Macroeconomic Advisers, whose economist forecast for 2010 is more optimistic than that of the White House, estimates the government fiscal stimulus package will add 2 percent to GDP in the second quarter, one reason why the firm expects the economy to shrink by only 0.5 percent during the period. The consensus is for a 2.0-percent decline.
Then there are a handful of cyclical elements on the verge of being positives.
AP
Consumer spending is growing again, while inventories are being wound down. Housing and autos, in particular, says economists, hint at both pent-up demand and a production rebound.

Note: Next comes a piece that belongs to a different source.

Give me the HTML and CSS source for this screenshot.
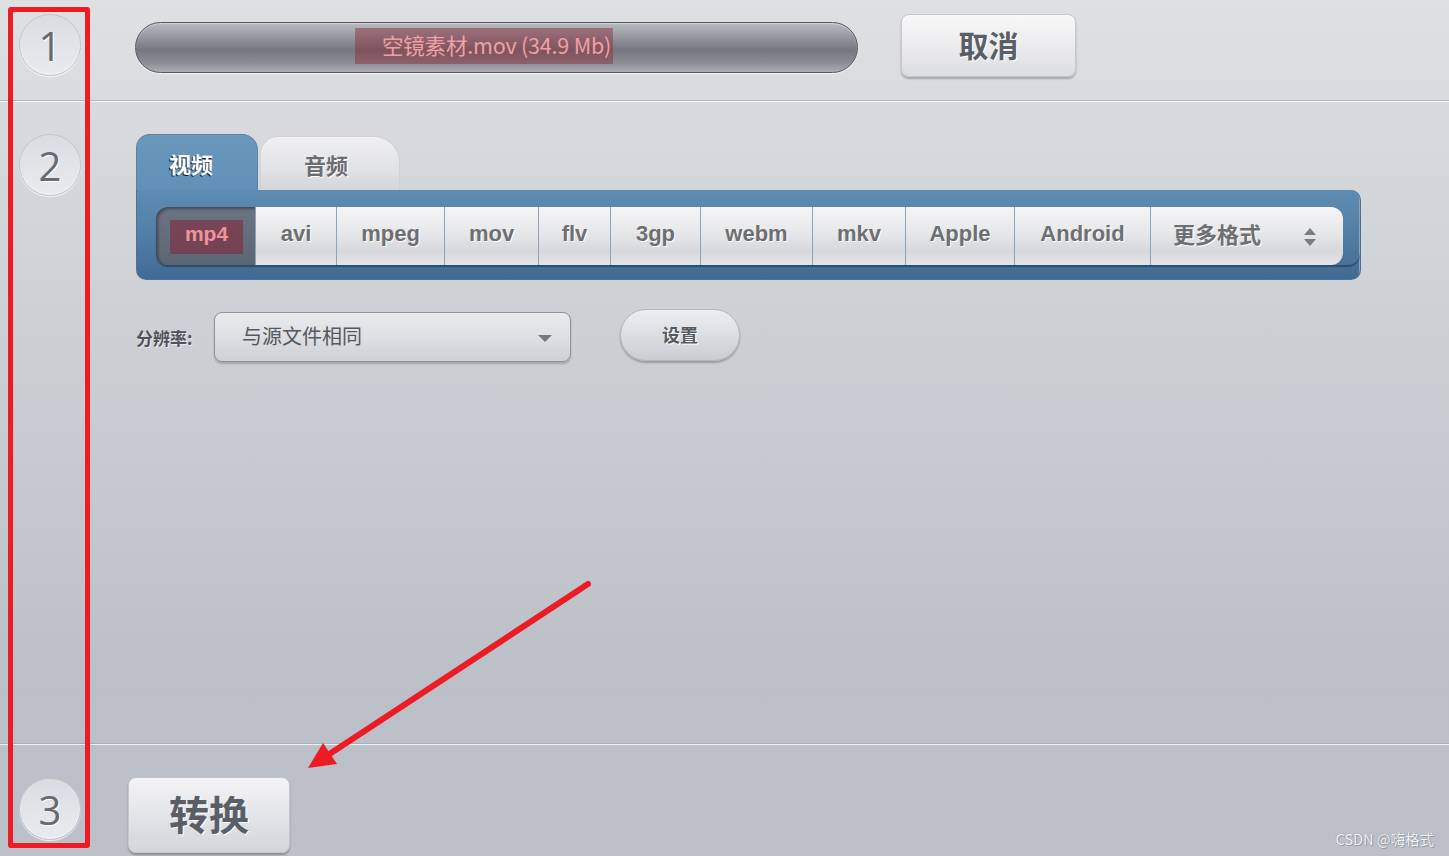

“Housing will be an important element of the upturn right from the start,” says Mussa, who notes housing starts have been “beaten down” so much that supply will have to be added simply to accommodate demographic demand from new households.
The auto sector, which posted a surprise increase in sales in March, also has the potential to be a driving force.
“We all focus on what lousy shape they are in and not on that they have been cutting production,” says Varvares. “When you look at how quickly motor vehicles sales fell off the table last year--that big decline had a lot to due with the lack of financing.”
Varvares says automakers are starting to feel better about the credit environment and will offer better financing deals.
Macroeconomic Advisers' analysis makes a strong case for the role of housing and autos.
The two sectors erased a combined 2.5-3.0 percent from first quarter GDP, says Varvares. Autos, however will add 0.7 percent to GDP in the second quarter. Housing is expected to add 0.5 to 1.0 percent to GDP in 2010.
So, if the optimists are right, it's a case of gloom and boom.
"People were very gloomy in late '74 and '75," says Mussa. "They were gloomy in 1982."